O governador Romeu Zema deve enviar em breve um projeto de recuperação fiscal à Assembleia, que prevê o congelamento da dívida de R$ 88 bilhões que o Estado tem com a União por até seis anos. Em troca, o governo estadual se compromete com a privatização de estatais, como a Cemig, e políticas de austeridade, a exemplo do congelamento de salários do funcionalismo público e a restrição de concursos apenas em casos de vacância.
"Se vier esse recurso (da Lei Kandir), será um recurso novo, mas por si só, não é suficiente. Então, é necessário um conjunto de medidas e é importante a manutenção do debate sobre a adesao RRF. Por que teríamos marcos de medidas emergenciais, como o regime de recuperação, e marcos de médio e longo prazo, que serão recursos novos a partir da compensação da Lei Kandir", diz o advogado.
Contexto
Criada em 1996 com aprovação maciça do Congresso, a Lei Kandir nasceu em um contexto de exaltação do Plano Real. A ideia era fortalecer a moeda nacional e estimular a competição dos produtos brasileiros no exterior, ao desonerar o ICMS de produtos primários. Em contrapartida, a União deveria ressarcir os estados anualmente.

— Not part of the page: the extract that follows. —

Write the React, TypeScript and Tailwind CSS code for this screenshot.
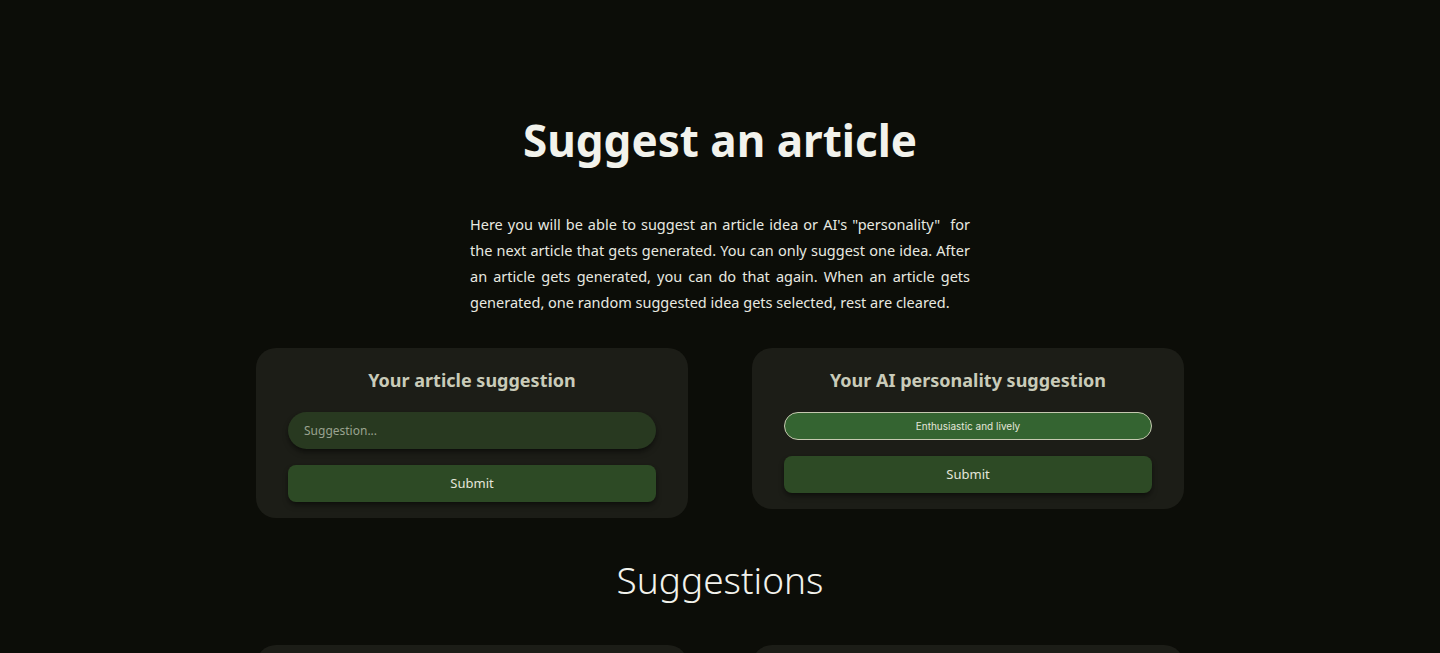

Dos R$ 637 bilhões estimados em perdas dos 27 estados e Distrito Federal por causa da Lei Kandir, Minas lidera o ranking dos que mais têm a receber: 21% dessa fatia, o equivalente a R$ 135 bilhões pelo ICMS que deixou de entrar no cofre desde 1996. Se houver o pagamento, o Estado, que tem dívida ativa de R$ 88 bilhões com a União e um déficit estimado para este ano de R$ 30 bilhões, passará de devedor a credor.
Apesar disso, os pagamentos nunca foram regulares. Em 2004, a Lei Complementar 115 criou um divisor de águas na Lei Kandir, ao eximir a União de realizar repasses fixos e obrigar os governadores a fazerem acordos particulares com o governo federal.
Desde então, os repasses não obedecem a uma regularidade. Em 2018, a União repassou apenas R$ 1,9 bilhão para todos os estados, sendo R$ 184 milhões para Minas. A cifra nacional é 51,3% menor do que em 2017, quando foram pagos R$ 3,9 bilhões aos governos estaduais.